* START *
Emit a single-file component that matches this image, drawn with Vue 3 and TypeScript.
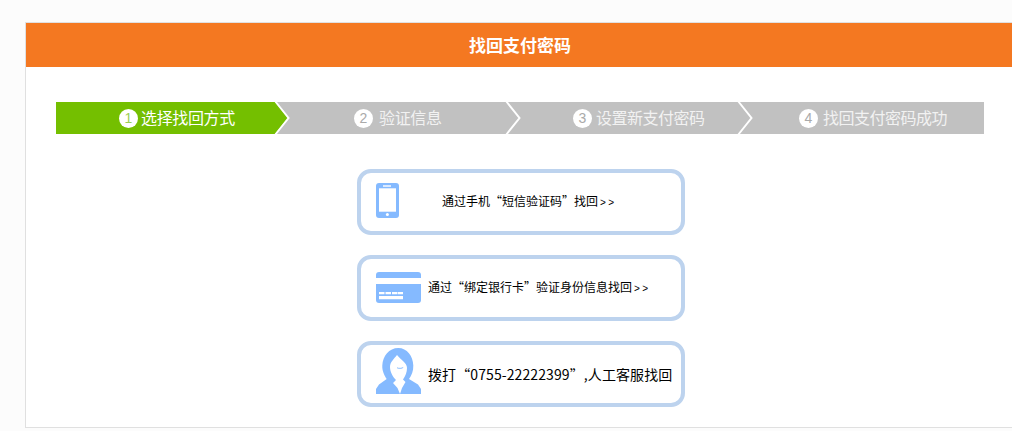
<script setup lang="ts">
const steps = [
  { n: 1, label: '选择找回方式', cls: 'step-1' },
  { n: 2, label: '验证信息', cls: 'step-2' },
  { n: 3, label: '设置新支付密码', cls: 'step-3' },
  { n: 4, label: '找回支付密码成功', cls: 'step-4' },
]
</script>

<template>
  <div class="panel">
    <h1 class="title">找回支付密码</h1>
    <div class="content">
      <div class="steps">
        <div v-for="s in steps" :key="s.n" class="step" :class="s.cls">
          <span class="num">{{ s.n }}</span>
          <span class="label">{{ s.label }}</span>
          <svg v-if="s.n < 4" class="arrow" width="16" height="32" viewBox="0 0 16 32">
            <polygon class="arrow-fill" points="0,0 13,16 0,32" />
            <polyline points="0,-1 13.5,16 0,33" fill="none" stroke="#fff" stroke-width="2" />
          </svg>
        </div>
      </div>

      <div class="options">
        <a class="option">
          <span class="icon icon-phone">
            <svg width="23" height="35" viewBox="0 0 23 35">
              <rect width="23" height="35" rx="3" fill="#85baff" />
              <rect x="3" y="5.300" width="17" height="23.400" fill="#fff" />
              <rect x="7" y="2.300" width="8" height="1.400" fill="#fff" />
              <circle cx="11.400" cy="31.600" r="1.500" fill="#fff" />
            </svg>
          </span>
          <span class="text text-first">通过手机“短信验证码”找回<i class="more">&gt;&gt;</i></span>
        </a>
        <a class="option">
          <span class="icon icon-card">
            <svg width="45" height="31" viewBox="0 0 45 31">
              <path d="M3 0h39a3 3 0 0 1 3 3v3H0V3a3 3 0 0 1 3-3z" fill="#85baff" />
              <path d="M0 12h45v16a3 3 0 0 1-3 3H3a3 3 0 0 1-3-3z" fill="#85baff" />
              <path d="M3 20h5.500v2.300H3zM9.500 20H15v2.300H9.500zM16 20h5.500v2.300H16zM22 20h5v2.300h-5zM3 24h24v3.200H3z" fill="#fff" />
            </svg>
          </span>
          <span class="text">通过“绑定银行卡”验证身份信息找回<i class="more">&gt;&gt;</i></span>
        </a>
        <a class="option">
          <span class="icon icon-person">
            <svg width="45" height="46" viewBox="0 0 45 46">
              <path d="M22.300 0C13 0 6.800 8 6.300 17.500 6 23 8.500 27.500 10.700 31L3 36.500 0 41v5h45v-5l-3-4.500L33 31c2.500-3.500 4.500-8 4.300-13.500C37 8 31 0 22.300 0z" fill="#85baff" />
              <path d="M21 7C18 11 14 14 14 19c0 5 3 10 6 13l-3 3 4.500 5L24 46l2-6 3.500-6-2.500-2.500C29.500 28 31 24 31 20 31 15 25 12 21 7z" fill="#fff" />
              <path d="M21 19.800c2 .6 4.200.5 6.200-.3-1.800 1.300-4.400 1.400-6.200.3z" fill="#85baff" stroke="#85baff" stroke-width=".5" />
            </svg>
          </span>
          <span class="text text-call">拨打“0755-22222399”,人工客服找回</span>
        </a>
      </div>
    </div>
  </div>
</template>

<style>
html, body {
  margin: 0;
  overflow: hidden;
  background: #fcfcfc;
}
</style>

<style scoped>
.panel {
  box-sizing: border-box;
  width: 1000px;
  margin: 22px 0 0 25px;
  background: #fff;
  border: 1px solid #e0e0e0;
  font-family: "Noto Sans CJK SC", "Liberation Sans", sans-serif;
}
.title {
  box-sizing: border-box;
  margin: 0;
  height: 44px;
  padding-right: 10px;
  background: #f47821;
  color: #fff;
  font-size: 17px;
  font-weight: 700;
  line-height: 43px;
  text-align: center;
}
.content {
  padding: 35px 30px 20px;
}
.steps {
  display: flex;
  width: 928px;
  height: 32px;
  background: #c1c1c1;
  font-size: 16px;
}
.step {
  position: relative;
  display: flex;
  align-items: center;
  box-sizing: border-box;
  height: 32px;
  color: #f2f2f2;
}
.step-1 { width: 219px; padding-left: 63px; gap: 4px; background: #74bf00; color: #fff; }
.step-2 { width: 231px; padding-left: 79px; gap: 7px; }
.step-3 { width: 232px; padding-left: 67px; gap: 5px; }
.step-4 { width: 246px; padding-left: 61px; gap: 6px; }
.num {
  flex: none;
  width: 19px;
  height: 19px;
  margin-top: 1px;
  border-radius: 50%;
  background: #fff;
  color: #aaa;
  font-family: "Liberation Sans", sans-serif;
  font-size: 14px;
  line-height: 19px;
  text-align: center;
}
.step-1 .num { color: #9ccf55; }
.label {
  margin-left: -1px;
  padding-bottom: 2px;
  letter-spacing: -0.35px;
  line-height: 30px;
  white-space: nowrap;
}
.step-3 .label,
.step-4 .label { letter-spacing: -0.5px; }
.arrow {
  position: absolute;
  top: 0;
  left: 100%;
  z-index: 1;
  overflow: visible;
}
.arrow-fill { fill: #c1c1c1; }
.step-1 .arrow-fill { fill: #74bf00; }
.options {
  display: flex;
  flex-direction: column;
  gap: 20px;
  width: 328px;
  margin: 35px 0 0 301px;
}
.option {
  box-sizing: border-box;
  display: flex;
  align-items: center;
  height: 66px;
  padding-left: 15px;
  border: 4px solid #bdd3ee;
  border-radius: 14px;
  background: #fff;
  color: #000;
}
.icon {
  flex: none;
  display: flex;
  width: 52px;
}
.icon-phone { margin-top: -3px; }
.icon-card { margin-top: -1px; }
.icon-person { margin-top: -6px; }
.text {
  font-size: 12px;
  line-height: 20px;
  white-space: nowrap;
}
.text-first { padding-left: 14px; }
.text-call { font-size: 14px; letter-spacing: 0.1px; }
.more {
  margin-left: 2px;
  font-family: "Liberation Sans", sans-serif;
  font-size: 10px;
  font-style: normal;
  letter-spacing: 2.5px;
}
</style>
* END *
_Directions for this task_.
Repeat the data exactly, without the pictures.

_Reply to the exercise_.
Emit a single-file component that matches this image, drawn with Vue 3 and TypeScript.
<script setup lang="ts">
const steps = [
  { n: 1, label: '选择找回方式', cls: 'step-1' },
  { n: 2, label: '验证信息', cls: 'step-2' },
  { n: 3, label: '设置新支付密码', cls: 'step-3' },
  { n: 4, label: '找回支付密码成功', cls: 'step-4' },
]
</script>

<template>
  <div class="panel">
    <h1 class="title">找回支付密码</h1>
    <div class="content">
      <div class="steps">
        <div v-for="s in steps" :key="s.n" class="step" :class="s.cls">
          <span class="num">{{ s.n }}</span>
          <span class="label">{{ s.label }}</span>
          <svg v-if="s.n < 4" class="arrow" width="16" height="32" viewBox="0 0 16 32">
            <polygon class="arrow-fill" points="0,0 13,16 0,32" />
            <polyline points="0,-1 13.5,16 0,33" fill="none" stroke="#fff" stroke-width="2" />
          </svg>
        </div>
      </div>

      <div class="options">
        <a class="option">
          <span class="icon icon-phone">
            <svg width="23" height="35" viewBox="0 0 23 35">
              <rect width="23" height="35" rx="3" fill="#85baff" />
              <rect x="3" y="5.300" width="17" height="23.400" fill="#fff" />
              <rect x="7" y="2.300" width="8" height="1.400" fill="#fff" />
              <circle cx="11.400" cy="31.600" r="1.500" fill="#fff" />
            </svg>
          </span>
          <span class="text text-first">通过手机“短信验证码”找回<i class="more">&gt;&gt;</i></span>
        </a>
        <a class="option">
          <span class="icon icon-card">
            <svg width="45" height="31" viewBox="0 0 45 31">
              <path d="M3 0h39a3 3 0 0 1 3 3v3H0V3a3 3 0 0 1 3-3z" fill="#85baff" />
              <path d="M0 12h45v16a3 3 0 0 1-3 3H3a3 3 0 0 1-3-3z" fill="#85baff" />
              <path d="M3 20h5.500v2.300H3zM9.500 20H15v2.300H9.500zM16 20h5.500v2.300H16zM22 20h5v2.300h-5zM3 24h24v3.200H3z" fill="#fff" />
            </svg>
          </span>
          <span class="text">通过“绑定银行卡”验证身份信息找回<i class="more">&gt;&gt;</i></span>
        </a>
        <a class="option">
          <span class="icon icon-person">
            <svg width="45" height="46" viewBox="0 0 45 46">
              <path d="M22.300 0C13 0 6.800 8 6.300 17.500 6 23 8.500 27.500 10.700 31L3 36.500 0 41v5h45v-5l-3-4.500L33 31c2.500-3.500 4.500-8 4.300-13.500C37 8 31 0 22.300 0z" fill="#85baff" />
              <path d="M21 7C18 11 14 14 14 19c0 5 3 10 6 13l-3 3 4.500 5L24 46l2-6 3.500-6-2.500-2.500C29.500 28 31 24 31 20 31 15 25 12 21 7z" fill="#fff" />
              <path d="M21 19.800c2 .6 4.200.5 6.200-.3-1.800 1.300-4.400 1.400-6.200.3z" fill="#85baff" stroke="#85baff" stroke-width=".5" />
            </svg>
          </span>
          <span class="text text-call">拨打“0755-22222399”,人工客服找回</span>
        </a>
      </div>
    </div>
  </div>
</template>

<style>
html, body {
  margin: 0;
  overflow: hidden;
  background: #fcfcfc;
}
</style>

<style scoped>
.panel {
  box-sizing: border-box;
  width: 1000px;
  margin: 22px 0 0 25px;
  background: #fff;
  border: 1px solid #e0e0e0;
  font-family: "Noto Sans CJK SC", "Liberation Sans", sans-serif;
}
.title {
  box-sizing: border-box;
  margin: 0;
  height: 44px;
  padding-right: 10px;
  background: #f47821;
  color: #fff;
  font-size: 17px;
  font-weight: 700;
  line-height: 43px;
  text-align: center;
}
.content {
  padding: 35px 30px 20px;
}
.steps {
  display: flex;
  width: 928px;
  height: 32px;
  background: #c1c1c1;
  font-size: 16px;
}
.step {
  position: relative;
  display: flex;
  align-items: center;
  box-sizing: border-box;
  height: 32px;
  color: #f2f2f2;
}
.step-1 { width: 219px; padding-left: 63px; gap: 4px; background: #74bf00; color: #fff; }
.step-2 { width: 231px; padding-left: 79px; gap: 7px; }
.step-3 { width: 232px; padding-left: 67px; gap: 5px; }
.step-4 { width: 246px; padding-left: 61px; gap: 6px; }
.num {
  flex: none;
  width: 19px;
  height: 19px;
  margin-top: 1px;
  border-radius: 50%;
  background: #fff;
  color: #aaa;
  font-family: "Liberation Sans", sans-serif;
  font-size: 14px;
  line-height: 19px;
  text-align: center;
}
.step-1 .num { color: #9ccf55; }
.label {
  margin-left: -1px;
  padding-bottom: 2px;
  letter-spacing: -0.35px;
  line-height: 30px;
  white-space: nowrap;
}
.step-3 .label,
.step-4 .label { letter-spacing: -0.5px; }
.arrow {
  position: absolute;
  top: 0;
  left: 100%;
  z-index: 1;
  overflow: visible;
}
.arrow-fill { fill: #c1c1c1; }
.step-1 .arrow-fill { fill: #74bf00; }
.options {
  display: flex;
  flex-direction: column;
  gap: 20px;
  width: 328px;
  margin: 35px 0 0 301px;
}
.option {
  box-sizing: border-box;
  display: flex;
  align-items: center;
  height: 66px;
  padding-left: 15px;
  border: 4px solid #bdd3ee;
  border-radius: 14px;
  background: #fff;
  color: #000;
}
.icon {
  flex: none;
  display: flex;
  width: 52px;
}
.icon-phone { margin-top: -3px; }
.icon-card { margin-top: -1px; }
.icon-person { margin-top: -6px; }
.text {
  font-size: 12px;
  line-height: 20px;
  white-space: nowrap;
}
.text-first { padding-left: 14px; }
.text-call { font-size: 14px; letter-spacing: 0.1px; }
.more {
  margin-left: 2px;
  font-family: "Liberation Sans", sans-serif;
  font-size: 10px;
  font-style: normal;
  letter-spacing: 2.5px;
}
</style>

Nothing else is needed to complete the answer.